1ª lectura: Hechos de los Apóstoles 14,5-18; Salmo 115(113B),1-2.3-4.15-16; Evangelio según San Juan 14,21-26.
Queridos/as
hermanos/as:
¡Qué
bueno es Dios!, que nos ama tanto, y eligió habitar entre nosotros.
Es
esto lo que Jesús explica a sus discípulos. Quien ama a Dios y observa sus
mandamientos -y recordemos que para Jesús el mandamiento más importante es el del
amor, el de amar a Dios sobre todas las cosas y a nuestro prójimo como a
nosotros mismos- recibe la visita de Dios, quien además se queda a habitar en
el corazón del creyente.
¡Qué
bueno es Dios!, entonces, que aceptándonos tal como somos, con nuestros
defectos y virtudes viene a habitar con nosotros. Aunque muchas veces nos
sintamos lejos de Dios, no es Él el que se aleja: experimentamos la lejanía, o
por el pecado que daña nuestra relación con Él y nuestros hermanos, o porque
nos falta crecer en fe y confianza en Él, o porque el mal espíritu busca
alejarnos de Dios. Pero lo verdadero es que Dios habita en medio de su pueblo y
no nos abandona nunca. Y si alguien preguntara como le preguntaban al salmista,
“¿dónde está tu Dios?”, la respuesta es “mira la Cruz”, Él eligió estar a
nuestro lado, se hizo solidario con nuestros dolores y heridas, y amándonos
hasta la muerte y muerte de Cruz, nos reconcilió con Dios. Y esta verdad es tan
real, tan definitiva, que debe ser motivo de esperanza para todos: aunque por
momentos veamos todo oscuro, aunque por momentos el sufrimiento nos doblegue,
aunque parezca que el mal triunfa, es el Amor en Cruz madurado el que tiene la
última palabra.

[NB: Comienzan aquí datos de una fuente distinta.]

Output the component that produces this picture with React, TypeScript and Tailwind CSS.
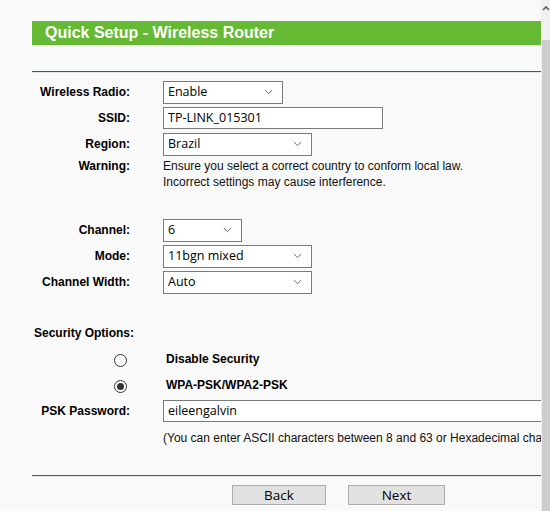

La Resurrección de Jesús es el gran sello de esta Buena Noticia
de esperanza. Al final, es el bien el que triunfa.
Sabemos
que permanecer en su amor no es fácil. Sabemos cuán difícil se hace amar a
nuestros hermanos; cuán difícil se hace aceptar las diferencias, cuán difícil
es amar como Él amó. Pero también sabemos que no estamos solos. Dios nos envió
su Espíritu Santo, para ayudarnos en nuestra misión, para comprender la
profundidad del amor de Dios y seguir creciendo en la fe. Este mismo Espíritu
Santo es el que permitió que Pablo y Bernabé hicieran milagros como hacía
Jesús, y al mismo tiempo, los protegió de no confundirse con el aplauso de la
gente y de creer que lo que producían era por su carisma personal.
A
este Dios que es tan bueno con nosotros le vamos a pedir que nos ayude a ser
cada vez más conscientes de su amor. Y a María, nuestra Madre, que nos ayude a
amar a los demás al estilo de su Hijo.